I will close by saying that I am a lay person. I am not an expert on refugee issues, cultural naming practices, inmate housing, jail record keeping, or other significant issues. What I have some experience with is data analysis, and, despite being a lay person, I appear to have done what all of the “experts” in our area have said is impossible: I have made some plausible attempts to quantify the relative criminality of refugees in our area, despite not having a specific refugee signal in the data set.

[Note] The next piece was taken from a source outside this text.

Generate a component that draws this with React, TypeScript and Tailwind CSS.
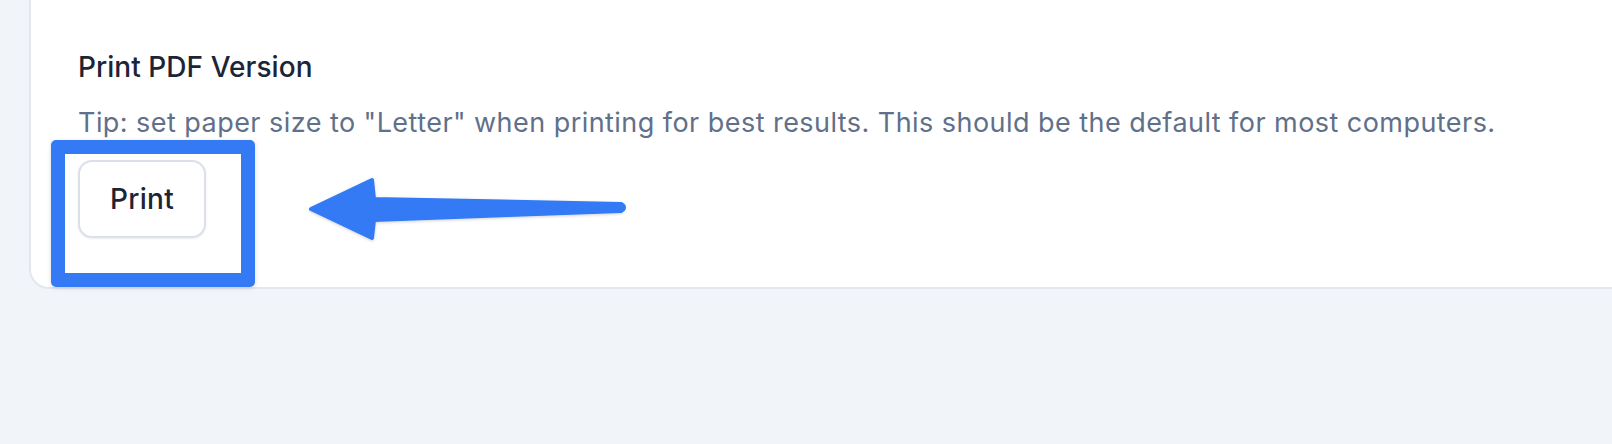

I expect that some people who read this document will point out methodology flaws in what I have done. I welcome your corrections, and hope to be able to incorporate them to provide a more useful document with future revisions. It could be that I have made several serious errors that completely invalidate the tentative conclusion presented. It is to the benefit of the entire community that such errors be made public and rigorously discussed.
I also hope that this document will serve to highlight the very real need for better data. The initial findings in this paper suggest that the problem is larger than commonly thought, and warrants additional investigation.